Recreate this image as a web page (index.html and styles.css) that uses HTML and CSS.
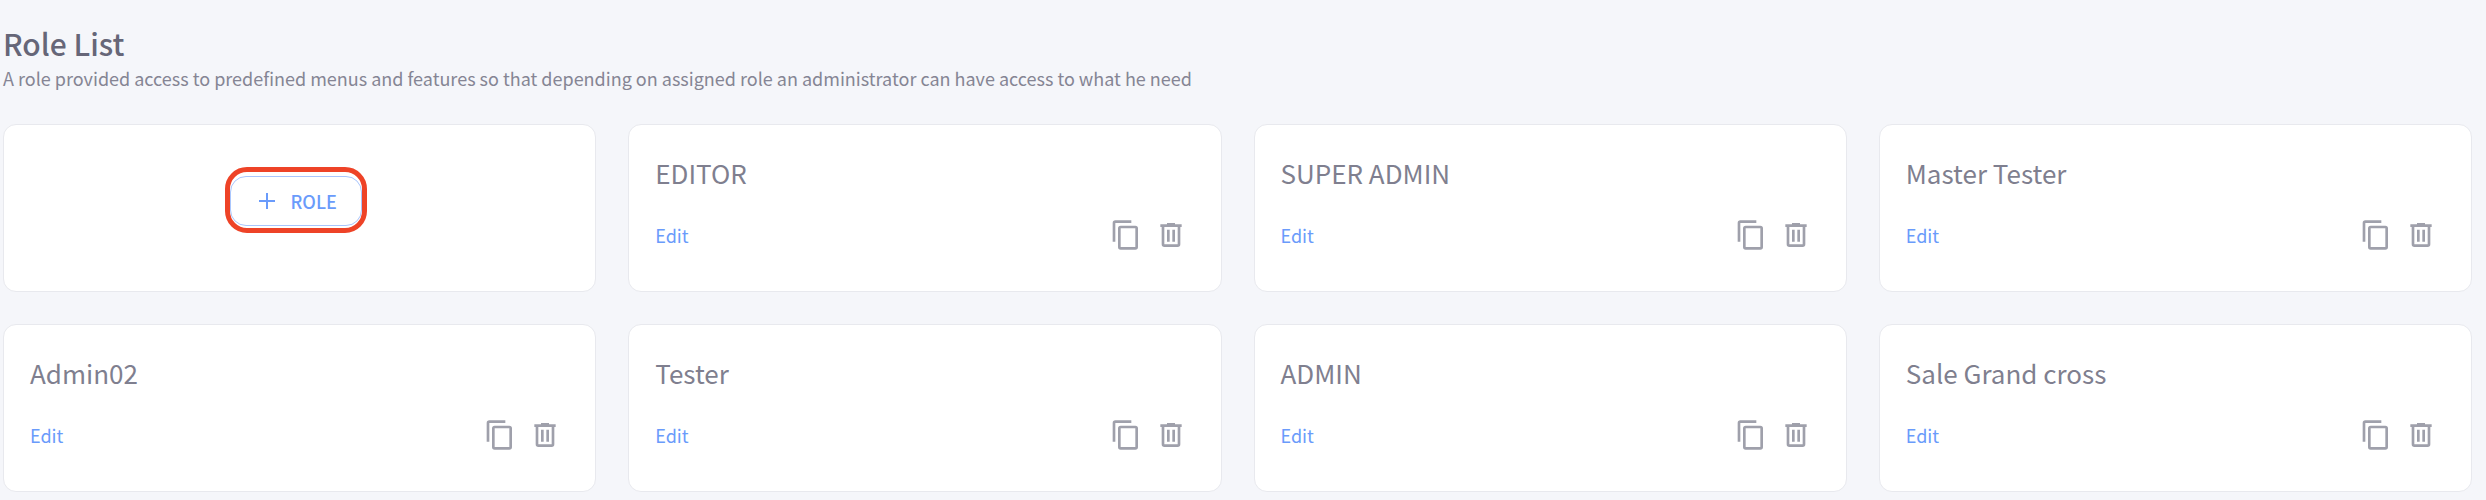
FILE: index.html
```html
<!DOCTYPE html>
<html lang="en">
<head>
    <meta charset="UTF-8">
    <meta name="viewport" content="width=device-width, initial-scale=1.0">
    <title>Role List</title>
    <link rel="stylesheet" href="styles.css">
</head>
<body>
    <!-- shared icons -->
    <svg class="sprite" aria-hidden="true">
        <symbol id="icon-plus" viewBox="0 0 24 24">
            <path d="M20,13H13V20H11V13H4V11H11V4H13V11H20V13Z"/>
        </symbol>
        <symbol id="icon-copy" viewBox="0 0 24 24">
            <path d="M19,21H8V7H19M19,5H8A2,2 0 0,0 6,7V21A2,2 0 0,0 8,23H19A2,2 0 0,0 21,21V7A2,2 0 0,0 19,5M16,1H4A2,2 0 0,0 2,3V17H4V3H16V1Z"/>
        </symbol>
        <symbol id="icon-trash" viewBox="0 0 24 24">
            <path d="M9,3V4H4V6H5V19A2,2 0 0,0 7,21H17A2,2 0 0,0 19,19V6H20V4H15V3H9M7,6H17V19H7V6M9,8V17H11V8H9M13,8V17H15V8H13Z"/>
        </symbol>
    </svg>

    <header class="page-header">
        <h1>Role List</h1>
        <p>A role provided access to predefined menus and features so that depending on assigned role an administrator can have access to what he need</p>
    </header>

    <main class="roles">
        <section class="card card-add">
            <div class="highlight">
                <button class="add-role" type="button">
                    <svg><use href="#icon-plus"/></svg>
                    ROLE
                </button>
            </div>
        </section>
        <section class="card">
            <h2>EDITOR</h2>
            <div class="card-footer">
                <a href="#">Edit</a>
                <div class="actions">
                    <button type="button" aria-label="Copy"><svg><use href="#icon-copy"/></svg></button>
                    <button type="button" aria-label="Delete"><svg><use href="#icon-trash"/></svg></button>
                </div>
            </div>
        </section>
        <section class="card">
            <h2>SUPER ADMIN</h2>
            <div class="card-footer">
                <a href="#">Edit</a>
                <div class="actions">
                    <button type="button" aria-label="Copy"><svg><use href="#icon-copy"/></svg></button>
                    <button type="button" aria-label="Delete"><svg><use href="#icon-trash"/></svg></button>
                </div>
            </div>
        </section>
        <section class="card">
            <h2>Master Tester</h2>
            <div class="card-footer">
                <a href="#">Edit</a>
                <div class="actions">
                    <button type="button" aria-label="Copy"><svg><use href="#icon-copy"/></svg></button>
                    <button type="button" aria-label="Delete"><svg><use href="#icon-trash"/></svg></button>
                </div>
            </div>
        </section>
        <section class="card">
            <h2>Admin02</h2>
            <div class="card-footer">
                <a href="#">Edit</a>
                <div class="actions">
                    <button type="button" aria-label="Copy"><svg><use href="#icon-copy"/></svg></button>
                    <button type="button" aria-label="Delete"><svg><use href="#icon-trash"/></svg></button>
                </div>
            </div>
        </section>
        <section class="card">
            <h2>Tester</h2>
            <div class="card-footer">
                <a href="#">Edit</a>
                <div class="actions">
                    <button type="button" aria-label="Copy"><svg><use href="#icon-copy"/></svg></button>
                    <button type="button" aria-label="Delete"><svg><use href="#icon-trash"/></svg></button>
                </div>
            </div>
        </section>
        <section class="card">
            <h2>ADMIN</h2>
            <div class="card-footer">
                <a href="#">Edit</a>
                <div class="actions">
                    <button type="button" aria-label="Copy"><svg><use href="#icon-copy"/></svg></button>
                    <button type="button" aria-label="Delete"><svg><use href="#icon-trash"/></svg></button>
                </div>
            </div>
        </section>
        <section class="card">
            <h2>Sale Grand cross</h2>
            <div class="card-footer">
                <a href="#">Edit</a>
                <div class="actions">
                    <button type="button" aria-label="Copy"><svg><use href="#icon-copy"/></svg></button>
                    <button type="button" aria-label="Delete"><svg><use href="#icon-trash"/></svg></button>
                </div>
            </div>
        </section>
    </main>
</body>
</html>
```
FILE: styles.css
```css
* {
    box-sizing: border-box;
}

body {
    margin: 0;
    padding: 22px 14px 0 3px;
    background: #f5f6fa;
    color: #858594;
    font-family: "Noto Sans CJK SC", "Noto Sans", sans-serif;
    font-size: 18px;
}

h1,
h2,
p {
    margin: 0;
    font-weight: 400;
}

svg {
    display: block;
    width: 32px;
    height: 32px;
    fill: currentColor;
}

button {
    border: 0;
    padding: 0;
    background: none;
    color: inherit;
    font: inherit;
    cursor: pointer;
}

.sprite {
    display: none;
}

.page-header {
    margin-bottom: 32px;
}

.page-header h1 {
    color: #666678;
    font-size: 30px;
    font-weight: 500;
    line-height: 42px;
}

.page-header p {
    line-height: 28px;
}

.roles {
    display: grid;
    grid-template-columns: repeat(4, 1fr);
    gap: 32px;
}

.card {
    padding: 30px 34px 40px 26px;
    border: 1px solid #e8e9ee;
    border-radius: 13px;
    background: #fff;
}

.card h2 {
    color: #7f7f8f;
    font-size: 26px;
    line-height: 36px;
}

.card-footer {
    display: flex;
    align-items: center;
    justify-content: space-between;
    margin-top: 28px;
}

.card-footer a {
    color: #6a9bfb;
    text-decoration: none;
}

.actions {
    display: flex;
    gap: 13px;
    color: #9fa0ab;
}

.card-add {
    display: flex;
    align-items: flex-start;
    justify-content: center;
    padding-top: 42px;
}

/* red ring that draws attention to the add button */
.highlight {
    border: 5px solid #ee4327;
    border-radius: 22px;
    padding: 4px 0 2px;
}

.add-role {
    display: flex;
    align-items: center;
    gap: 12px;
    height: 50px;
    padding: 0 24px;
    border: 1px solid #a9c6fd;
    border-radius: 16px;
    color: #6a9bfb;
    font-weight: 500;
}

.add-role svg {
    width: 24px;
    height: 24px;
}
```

——

Copy every line of the listing containing the string "page".

• **TASK ANSWER**:
Recreate this image as a web page (index.html and styles.css) that uses HTML and CSS.
    <header class="page-header">
.page-header {
.page-header h1 {
.page-header p {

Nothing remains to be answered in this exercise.